▶ [Exercise details]
Retype the data that follows line by line, exactly, and leave its pictures out.
------------
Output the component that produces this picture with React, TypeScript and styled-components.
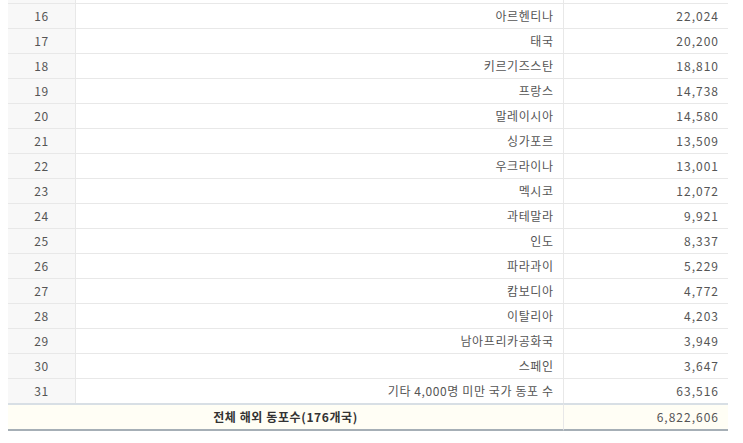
import React from "react";
import styled, { createGlobalStyle } from "styled-components";

const GlobalStyle = createGlobalStyle`
  html, body {
    margin: 0;
    padding: 0;
    background: #fff;
  }
  body {
    font-family: "Noto Sans CJK KR", "Noto Sans", sans-serif;
    font-size: 12px;
    color: #555;
  }
`;

interface rowInterface {
  rank: number;
  country: string;
  count: string;
}

const rows: rowInterface[] = [
  { rank: 16, country: "아르헨티나", count: "22,024" },
  { rank: 17, country: "태국", count: "20,200" },
  { rank: 18, country: "키르기즈스탄", count: "18,810" },
  { rank: 19, country: "프랑스", count: "14,738" },
  { rank: 20, country: "말레이시아", count: "14,580" },
  { rank: 21, country: "싱가포르", count: "13,509" },
  { rank: 22, country: "우크라이나", count: "13,001" },
  { rank: 23, country: "멕시코", count: "12,072" },
  { rank: 24, country: "과테말라", count: "9,921" },
  { rank: 25, country: "인도", count: "8,337" },
  { rank: 26, country: "파라과이", count: "5,229" },
  { rank: 27, country: "캄보디아", count: "4,772" },
  { rank: 28, country: "이탈리아", count: "4,203" },
  { rank: 29, country: "남아프리카공화국", count: "3,949" },
  { rank: 30, country: "스페인", count: "3,647" },
  { rank: 31, country: "기타 4,000명 미만 국가 동포 수", count: "63,516" },
];

const App = () => {
  return (
    <Page>
      <GlobalStyle />
      <StatTable>
        <colgroup>
          <col style={{ width: "68px" }} />
          <col style={{ width: "488px" }} />
          <col style={{ width: "164px" }} />
        </colgroup>
        <tbody>
          {/* tail of the row scrolled above the view */}
          <StubRow>
            <RankCell />
            <Cell $divider />
            <Cell />
          </StubRow>
          {rows.map((row) => (
            <tr key={row.rank}>
              <RankCell>{row.rank}</RankCell>
              <Cell $divider>{row.country}</Cell>
              <Cell $numeric>{row.count}</Cell>
            </tr>
          ))}
        </tbody>
        <tfoot>
          <tr>
            <TotalCell colSpan={2} $label>
              전체 해외 동포수(176개국)
            </TotalCell>
            <TotalCell>6,822,606</TotalCell>
          </tr>
        </tfoot>
      </StatTable>
    </Page>
  );
};

const Page = styled.div`
  width: 100%;
  height: 443px;
  overflow: hidden;
  padding: 0 8px;
  box-sizing: border-box;
`;

const StatTable = styled.table`
  width: 720px;
  border-collapse: separate;
  border-spacing: 0;
  table-layout: fixed;
  tbody tr:last-child td {
    border-bottom: none;
  }
`;

const StubRow = styled.tr`
  td {
    height: 3px;
    line-height: 3px;
  }
`;

const Cell = styled.td<{ $divider?: boolean; $numeric?: boolean }>`
  height: 24px;
  padding: 0 ${(p) => (p.$numeric ? "9px" : "9.4px")} 0 0;
  box-sizing: content-box;
  text-align: right;
  line-height: 24px;
  white-space: nowrap;
  color: #555;
  letter-spacing: ${(p) => (p.$numeric ? "1px" : "0.6px")};
  border-bottom: 1px solid #e8e8e8;
  border-right: ${(p) => (p.$divider ? "1px solid #e8e8e8" : "none")};
`;

const RankCell = styled.td`
  height: 24px;
  padding: 0;
  text-align: center;
  line-height: 24px;
  color: #555;
  letter-spacing: 0.5px;
  background: #f8f8f8;
  border-bottom: 1px solid #e8e8e8;
  border-right: 1px solid #e8e8e8;
`;

const TotalCell = styled.td<{ $label?: boolean }>`
  height: 24px;
  line-height: 24px;
  padding: ${(p) => (p.$label ? "0" : "0 9px 0 0")};
  text-align: ${(p) => (p.$label ? "center" : "right")};
  font-weight: ${(p) => (p.$label ? "bold" : "normal")};
  color: ${(p) => (p.$label ? "#333" : "#555")};
  letter-spacing: ${(p) => (p.$label ? "0.6px" : "1px")};
  background: #fffef5;
  border-top: 2px solid #d8dfe5;
  border-bottom: 2px solid #a6afb6;
  border-right: ${(p) => (p.$label ? "1px solid #e8e8e8" : "none")};
`;

export default App;
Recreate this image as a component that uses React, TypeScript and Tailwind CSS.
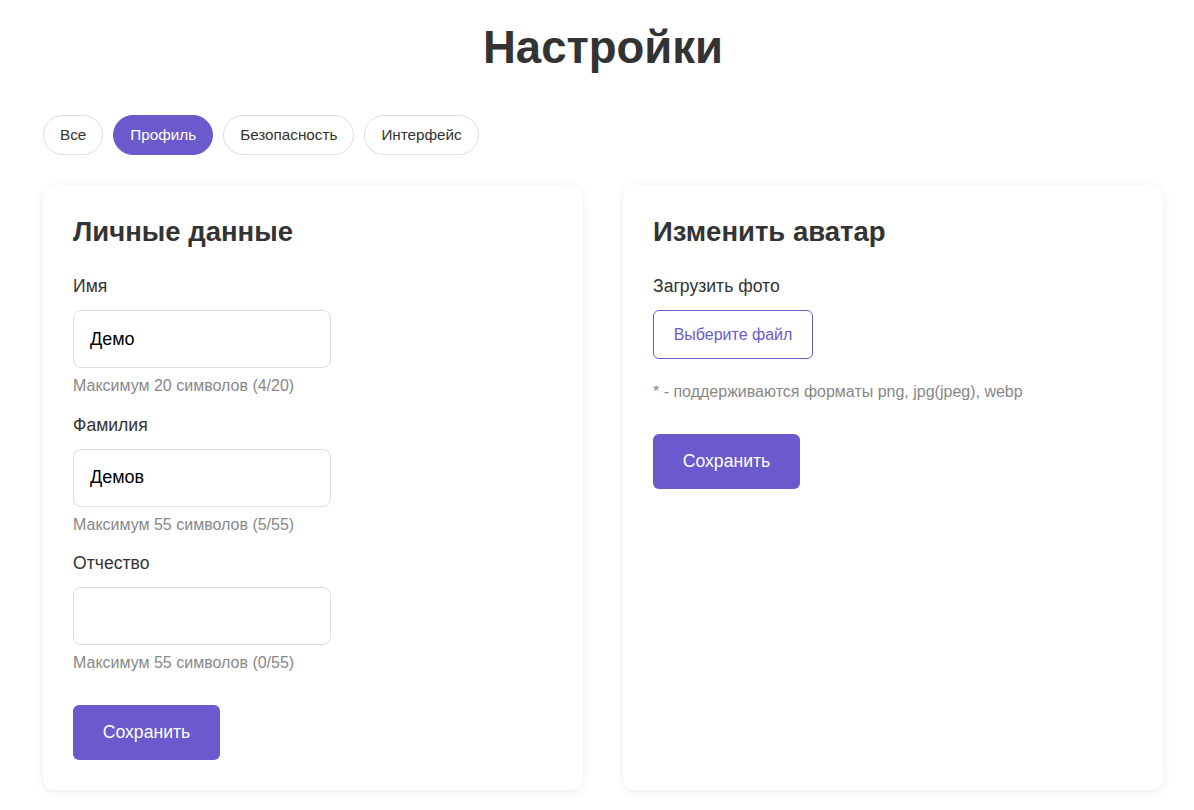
------------
▶ [Complete answer]
Output the component that produces this picture with React, TypeScript and styled-components.
import React from "react";
import styled, { createGlobalStyle } from "styled-components";

const GlobalStyle = createGlobalStyle`
  html, body {
    margin: 0;
    padding: 0;
    background: #fff;
  }
  body {
    font-family: "Noto Sans CJK KR", "Noto Sans", sans-serif;
    font-size: 12px;
    color: #555;
  }
`;

interface rowInterface {
  rank: number;
  country: string;
  count: string;
}

const rows: rowInterface[] = [
  { rank: 16, country: "아르헨티나", count: "22,024" },
  { rank: 17, country: "태국", count: "20,200" },
  { rank: 18, country: "키르기즈스탄", count: "18,810" },
  { rank: 19, country: "프랑스", count: "14,738" },
  { rank: 20, country: "말레이시아", count: "14,580" },
  { rank: 21, country: "싱가포르", count: "13,509" },
  { rank: 22, country: "우크라이나", count: "13,001" },
  { rank: 23, country: "멕시코", count: "12,072" },
  { rank: 24, country: "과테말라", count: "9,921" },
  { rank: 25, country: "인도", count: "8,337" },
  { rank: 26, country: "파라과이", count: "5,229" },
  { rank: 27, country: "캄보디아", count: "4,772" },
  { rank: 28, country: "이탈리아", count: "4,203" },
  { rank: 29, country: "남아프리카공화국", count: "3,949" },
  { rank: 30, country: "스페인", count: "3,647" },
  { rank: 31, country: "기타 4,000명 미만 국가 동포 수", count: "63,516" },
];

const App = () => {
  return (
    <Page>
      <GlobalStyle />
      <StatTable>
        <colgroup>
          <col style={{ width: "68px" }} />
          <col style={{ width: "488px" }} />
          <col style={{ width: "164px" }} />
        </colgroup>
        <tbody>
          {/* tail of the row scrolled above the view */}
          <StubRow>
            <RankCell />
            <Cell $divider />
            <Cell />
          </StubRow>
          {rows.map((row) => (
            <tr key={row.rank}>
              <RankCell>{row.rank}</RankCell>
              <Cell $divider>{row.country}</Cell>
              <Cell $numeric>{row.count}</Cell>
            </tr>
          ))}
        </tbody>
        <tfoot>
          <tr>
            <TotalCell colSpan={2} $label>
              전체 해외 동포수(176개국)
            </TotalCell>
            <TotalCell>6,822,606</TotalCell>
          </tr>
        </tfoot>
      </StatTable>
    </Page>
  );
};

const Page = styled.div`
  width: 100%;
  height: 443px;
  overflow: hidden;
  padding: 0 8px;
  box-sizing: border-box;
`;

const StatTable = styled.table`
  width: 720px;
  border-collapse: separate;
  border-spacing: 0;
  table-layout: fixed;
  tbody tr:last-child td {
    border-bottom: none;
  }
`;

const StubRow = styled.tr`
  td {
    height: 3px;
    line-height: 3px;
  }
`;

const Cell = styled.td<{ $divider?: boolean; $numeric?: boolean }>`
  height: 24px;
  padding: 0 ${(p) => (p.$numeric ? "9px" : "9.4px")} 0 0;
  box-sizing: content-box;
  text-align: right;
  line-height: 24px;
  white-space: nowrap;
  color: #555;
  letter-spacing: ${(p) => (p.$numeric ? "1px" : "0.6px")};
  border-bottom: 1px solid #e8e8e8;
  border-right: ${(p) => (p.$divider ? "1px solid #e8e8e8" : "none")};
`;

const RankCell = styled.td`
  height: 24px;
  padding: 0;
  text-align: center;
  line-height: 24px;
  color: #555;
  letter-spacing: 0.5px;
  background: #f8f8f8;
  border-bottom: 1px solid #e8e8e8;
  border-right: 1px solid #e8e8e8;
`;

const TotalCell = styled.td<{ $label?: boolean }>`
  height: 24px;
  line-height: 24px;
  padding: ${(p) => (p.$label ? "0" : "0 9px 0 0")};
  text-align: ${(p) => (p.$label ? "center" : "right")};
  font-weight: ${(p) => (p.$label ? "bold" : "normal")};
  color: ${(p) => (p.$label ? "#333" : "#555")};
  letter-spacing: ${(p) => (p.$label ? "0.6px" : "1px")};
  background: #fffef5;
  border-top: 2px solid #d8dfe5;
  border-bottom: 2px solid #a6afb6;
  border-right: ${(p) => (p.$label ? "1px solid #e8e8e8" : "none")};
`;

export default App;
Recreate this image as a component that uses React, TypeScript and Tailwind CSS.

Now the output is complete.